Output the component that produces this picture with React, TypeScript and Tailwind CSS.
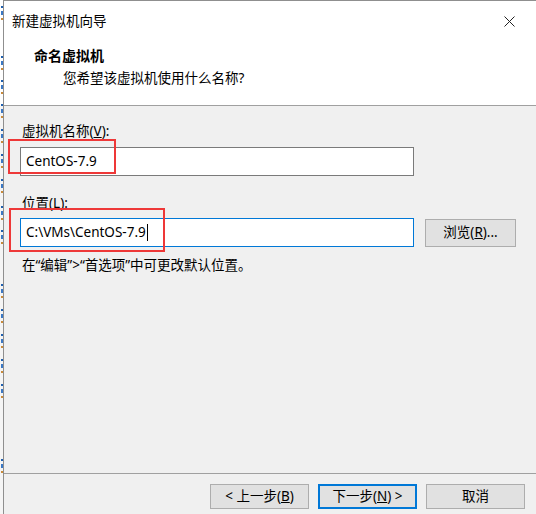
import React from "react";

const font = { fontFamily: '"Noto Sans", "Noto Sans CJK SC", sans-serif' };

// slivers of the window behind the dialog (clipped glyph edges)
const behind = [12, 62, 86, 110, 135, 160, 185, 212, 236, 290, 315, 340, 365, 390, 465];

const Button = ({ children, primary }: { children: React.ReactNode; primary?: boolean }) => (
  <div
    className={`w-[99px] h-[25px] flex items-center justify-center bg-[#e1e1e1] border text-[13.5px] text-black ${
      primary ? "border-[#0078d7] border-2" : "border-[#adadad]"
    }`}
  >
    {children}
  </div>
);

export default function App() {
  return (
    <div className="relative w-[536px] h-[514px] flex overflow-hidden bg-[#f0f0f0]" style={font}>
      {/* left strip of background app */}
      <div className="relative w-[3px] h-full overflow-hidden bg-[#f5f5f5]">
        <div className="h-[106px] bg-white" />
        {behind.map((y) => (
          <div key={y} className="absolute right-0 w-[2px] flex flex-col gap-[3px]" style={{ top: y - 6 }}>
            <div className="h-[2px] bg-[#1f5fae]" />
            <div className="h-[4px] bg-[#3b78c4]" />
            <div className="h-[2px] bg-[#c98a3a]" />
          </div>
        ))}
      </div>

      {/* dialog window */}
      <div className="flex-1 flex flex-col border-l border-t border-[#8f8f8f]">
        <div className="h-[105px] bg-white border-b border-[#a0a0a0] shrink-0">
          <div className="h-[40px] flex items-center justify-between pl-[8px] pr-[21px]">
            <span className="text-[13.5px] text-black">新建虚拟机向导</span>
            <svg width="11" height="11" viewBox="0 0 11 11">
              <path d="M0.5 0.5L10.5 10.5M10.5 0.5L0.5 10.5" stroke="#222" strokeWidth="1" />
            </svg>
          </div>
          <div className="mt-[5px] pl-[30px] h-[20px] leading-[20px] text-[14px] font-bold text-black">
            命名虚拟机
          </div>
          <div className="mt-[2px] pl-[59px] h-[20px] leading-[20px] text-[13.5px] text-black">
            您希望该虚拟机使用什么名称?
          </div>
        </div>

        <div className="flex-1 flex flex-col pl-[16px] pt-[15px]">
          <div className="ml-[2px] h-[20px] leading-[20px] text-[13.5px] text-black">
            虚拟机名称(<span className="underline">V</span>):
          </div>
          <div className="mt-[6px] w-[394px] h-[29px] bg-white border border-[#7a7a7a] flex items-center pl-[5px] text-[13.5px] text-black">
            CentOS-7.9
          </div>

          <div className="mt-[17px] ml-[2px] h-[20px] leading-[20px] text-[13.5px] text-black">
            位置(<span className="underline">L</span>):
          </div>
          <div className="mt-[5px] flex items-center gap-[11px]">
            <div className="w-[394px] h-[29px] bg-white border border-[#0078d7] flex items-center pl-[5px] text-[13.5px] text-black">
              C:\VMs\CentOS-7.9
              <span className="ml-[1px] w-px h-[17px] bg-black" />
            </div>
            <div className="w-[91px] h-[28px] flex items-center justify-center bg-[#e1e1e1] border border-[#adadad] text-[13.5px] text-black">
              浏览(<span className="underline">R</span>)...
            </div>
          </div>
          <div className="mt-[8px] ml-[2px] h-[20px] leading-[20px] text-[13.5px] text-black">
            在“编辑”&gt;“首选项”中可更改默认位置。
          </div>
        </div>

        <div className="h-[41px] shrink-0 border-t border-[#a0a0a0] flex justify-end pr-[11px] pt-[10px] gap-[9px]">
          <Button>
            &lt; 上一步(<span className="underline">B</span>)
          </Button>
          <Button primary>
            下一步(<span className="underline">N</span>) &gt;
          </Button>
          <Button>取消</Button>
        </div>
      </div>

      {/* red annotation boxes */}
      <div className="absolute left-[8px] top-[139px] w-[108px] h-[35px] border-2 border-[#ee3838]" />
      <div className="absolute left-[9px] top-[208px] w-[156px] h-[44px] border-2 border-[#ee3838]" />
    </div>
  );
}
※
• **EXERCISE OBJECTIVE**
The data above needs to be retyped exactly, with the images left out.

• **TASK RESPONSE**
Output the component that produces this picture with React, TypeScript and Tailwind CSS.
import React from "react";

const font = { fontFamily: '"Noto Sans", "Noto Sans CJK SC", sans-serif' };

// slivers of the window behind the dialog (clipped glyph edges)
const behind = [12, 62, 86, 110, 135, 160, 185, 212, 236, 290, 315, 340, 365, 390, 465];

const Button = ({ children, primary }: { children: React.ReactNode; primary?: boolean }) => (
  <div
    className={`w-[99px] h-[25px] flex items-center justify-center bg-[#e1e1e1] border text-[13.5px] text-black ${
      primary ? "border-[#0078d7] border-2" : "border-[#adadad]"
    }`}
  >
    {children}
  </div>
);

export default function App() {
  return (
    <div className="relative w-[536px] h-[514px] flex overflow-hidden bg-[#f0f0f0]" style={font}>
      {/* left strip of background app */}
      <div className="relative w-[3px] h-full overflow-hidden bg-[#f5f5f5]">
        <div className="h-[106px] bg-white" />
        {behind.map((y) => (
          <div key={y} className="absolute right-0 w-[2px] flex flex-col gap-[3px]" style={{ top: y - 6 }}>
            <div className="h-[2px] bg-[#1f5fae]" />
            <div className="h-[4px] bg-[#3b78c4]" />
            <div className="h-[2px] bg-[#c98a3a]" />
          </div>
        ))}
      </div>

      {/* dialog window */}
      <div className="flex-1 flex flex-col border-l border-t border-[#8f8f8f]">
        <div className="h-[105px] bg-white border-b border-[#a0a0a0] shrink-0">
          <div className="h-[40px] flex items-center justify-between pl-[8px] pr-[21px]">
            <span className="text-[13.5px] text-black">新建虚拟机向导</span>
            <svg width="11" height="11" viewBox="0 0 11 11">
              <path d="M0.5 0.5L10.5 10.5M10.5 0.5L0.5 10.5" stroke="#222" strokeWidth="1" />
            </svg>
          </div>
          <div className="mt-[5px] pl-[30px] h-[20px] leading-[20px] text-[14px] font-bold text-black">
            命名虚拟机
          </div>
          <div className="mt-[2px] pl-[59px] h-[20px] leading-[20px] text-[13.5px] text-black">
            您希望该虚拟机使用什么名称?
          </div>
        </div>

        <div className="flex-1 flex flex-col pl-[16px] pt-[15px]">
          <div className="ml-[2px] h-[20px] leading-[20px] text-[13.5px] text-black">
            虚拟机名称(<span className="underline">V</span>):
          </div>
          <div className="mt-[6px] w-[394px] h-[29px] bg-white border border-[#7a7a7a] flex items-center pl-[5px] text-[13.5px] text-black">
            CentOS-7.9
          </div>

          <div className="mt-[17px] ml-[2px] h-[20px] leading-[20px] text-[13.5px] text-black">
            位置(<span className="underline">L</span>):
          </div>
          <div className="mt-[5px] flex items-center gap-[11px]">
            <div className="w-[394px] h-[29px] bg-white border border-[#0078d7] flex items-center pl-[5px] text-[13.5px] text-black">
              C:\VMs\CentOS-7.9
              <span className="ml-[1px] w-px h-[17px] bg-black" />
            </div>
            <div className="w-[91px] h-[28px] flex items-center justify-center bg-[#e1e1e1] border border-[#adadad] text-[13.5px] text-black">
              浏览(<span className="underline">R</span>)...
            </div>
          </div>
          <div className="mt-[8px] ml-[2px] h-[20px] leading-[20px] text-[13.5px] text-black">
            在“编辑”&gt;“首选项”中可更改默认位置。
          </div>
        </div>

        <div className="h-[41px] shrink-0 border-t border-[#a0a0a0] flex justify-end pr-[11px] pt-[10px] gap-[9px]">
          <Button>
            &lt; 上一步(<span className="underline">B</span>)
          </Button>
          <Button primary>
            下一步(<span className="underline">N</span>) &gt;
          </Button>
          <Button>取消</Button>
        </div>
      </div>

      {/* red annotation boxes */}
      <div className="absolute left-[8px] top-[139px] w-[108px] h-[35px] border-2 border-[#ee3838]" />
      <div className="absolute left-[9px] top-[208px] w-[156px] h-[44px] border-2 border-[#ee3838]" />
    </div>
  );
}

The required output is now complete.